Godwin Anguzu | Haoliang Jiang | Emma Mavis | Nansu Wang
Machine Learning, Spring 2022
We present an analysis of gender classification on image data that is imbalanced across race, gender, and age. The purpose is to emphasize how the imbalance greatly impacts model performance, despite the reality that image classification applications still operate on imbalanced data. We ran experiments across extremely skewed gender and racially imbalanced groups of image data. We first generated baseline models and narrowed down the choice of a neural network on the data set with no experimentation. Then we applied the best performing neural network model to various imbalanced data and compared the performance on the different subgroups. We found that model performance differs greatly across different subgroups, implying that equitable representation in data is of the utmost importance for model generalizability across subgroups.

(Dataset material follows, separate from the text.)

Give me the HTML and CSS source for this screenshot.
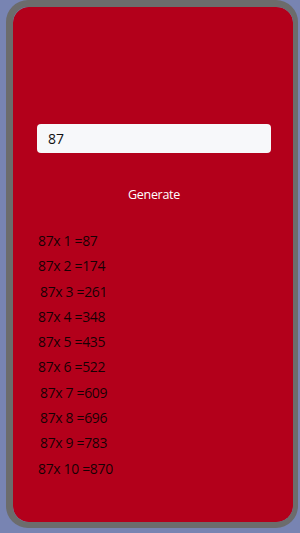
FILE: index.html
```html
<!DOCTYPE html>
<html lang="en">
<head>
    <meta charset="UTF-8">
    <meta name="viewport" content="width=device-width, initial-scale=1.0">
    <title>Multiplication Table</title>
    <link rel="stylesheet" href="styles.css">
</head>
<body>
    <div class="frame">
        <div class="card">
            <input type="number" class="number-input" value="87">
            <button class="btn generate">Generate</button>
            <div class="table">
                <div class="row">87x 1 =87</div>
                <div class="row">87x 2 =174</div>
                <div class="row">87x 3 =261</div>
                <div class="row">87x 4 =348</div>
                <div class="row">87x 5 =435</div>
                <div class="row">87x 6 =522</div>
                <div class="row">87x 7 =609</div>
                <div class="row">87x 8 =696</div>
                <div class="row">87x 9 =783</div>
                <div class="row">87x 10 =870</div>
            </div>
        </div>
    </div>
</body>
</html>
```

FILE: styles.css
```css
body {
    margin: 0;
    background: #7884b2;
    font-family: "Open Sans", "Noto Sans", sans-serif;
}
.frame {
    width: 280px;
    height: 515px;
    margin-left: 6px;
    border: solid #6c6c6c;
    border-width: 7px 5px 6px 7px;
    border-radius: 22px;
    overflow: hidden;
}
.card {
    height: 100%;
    background: #b3001b;
    border-radius: 16px;
    display: flex;
    flex-direction: column;
    padding: 117px 22px 0 24px;
    box-sizing: border-box;
}
.number-input {
    height: 29px;
    box-sizing: border-box;
    border: none;
    border-radius: 4px;
    background: #f7f8fa;
    padding: 0 11px;
    font-family: inherit;
    font-size: 14px;
    color: #111;
    outline: none;
}
.btn {
    background: none;
    border: none;
    color: #fff;
    font-family: inherit;
    font-size: 12.5px;
    letter-spacing: -0.3px;
    padding: 0;
    margin: 33px auto 0;
    height: 18px;
    line-height: 18px;
    cursor: pointer;
}
.table {
    margin-top: 24px;
    padding-left: 1px;
}
.row {
    height: 25.3px;
    line-height: 25.3px;
    font-size: 14px;
    letter-spacing: -0.35px;
    color: rgba(0, 0, 0, 0.88);
}
.row:nth-child(3),
.row:nth-child(7),
.row:nth-child(8),
.row:nth-child(9) { padding-left: 2px; }
```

Below is a flowhart depicting the project process of this analysis
This experiment has clearly shown that even the best-performing models are still quite sensitive to the data they are trained on, especially if that data is biased. We have seen drastic performance differences when applying a model trained on a subset of racial groups, and most notably seen that the performance on the Black subgroup was low each time. It appears that the classification of gender is not as robust as one might think – to perform well on all groups of people, it needs to train equally on all groups of people. We can confidently state that poor performance across subgroups by neural network classifiers can be attributed to imbalance in those groups, specifically race in gender in this case. Specifically balancing racial groups before facial estimation models is vital to achieve better classification results. But of course reality hardly lends itself to provide balanced data, so methods for mitigating bias need to be at the forefront of any machine learning pipeline.